When you’ve got a service problem between two servers (here local and remote), follow these steps.
Here we assume the local configuration is OK (working DNS or /etc/hosts file).
Start by checking the connectivity:
local# ping remote
If you don’t get any result, connect to the remote server through a console (see the RHEL 7 virtual console page) and check the basic system & network configuration (run level, ip address, default gateway, etc).

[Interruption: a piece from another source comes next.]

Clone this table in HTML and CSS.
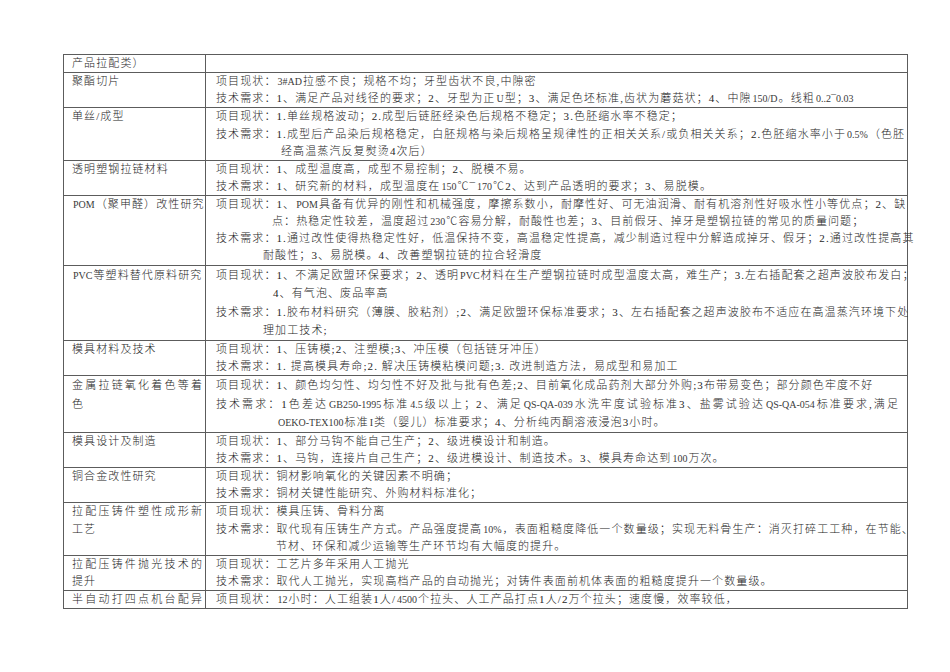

If the remote server replies, install nmap and check the remote services (see my previous post about nmap):
local# yum install -y nmap local# nmap remote
At this point, it can be useful to stop firewalld locally or remotely in case communications can’t go through because of it:
local# systemctl stop firewalld remote# systemctl stop firewalld
If you don’t get any progress, it could also be useful to bring the SELinux configuration of the remote server in permissive mode:
remote# setenforce Permissive
Useful tools for specific services
Some commands can be used to debug services like:
- telnet to debug smtp (telnet remote 25), http (telnet remote 80),
- elinks to debug http (elinks remote),
- showmount to debug NFSv3 & NFSv2 (showmount -e remote) but not NFSv4 (=> mount remote:/ /mnt; cd /mnt; ls exports): if you want to use showmount with NFSv4, you need to stop Firewalld,
- rpcdebug to debug kernel RPC/NFS problems (rpcdebug -m rpc -s all; rpcdebug -m nfsd -s all).
Things to remember
Some services require NTP synchronization to work properly (Kerberos, etc), some others rely on a working DNS (smtp & the MX records, etc).
In addition, the TCP wrapper files (/etc/hosts.allow & /etc/hosts.deny) should be empty.
Finally, when connecting RHEL 7/CentOS 7 servers to RHEL 6/CentOS 6 servers, keep in mind that user id/group id start at 1000 in RHEL 7 by default when they start at 500 in RHEL 6.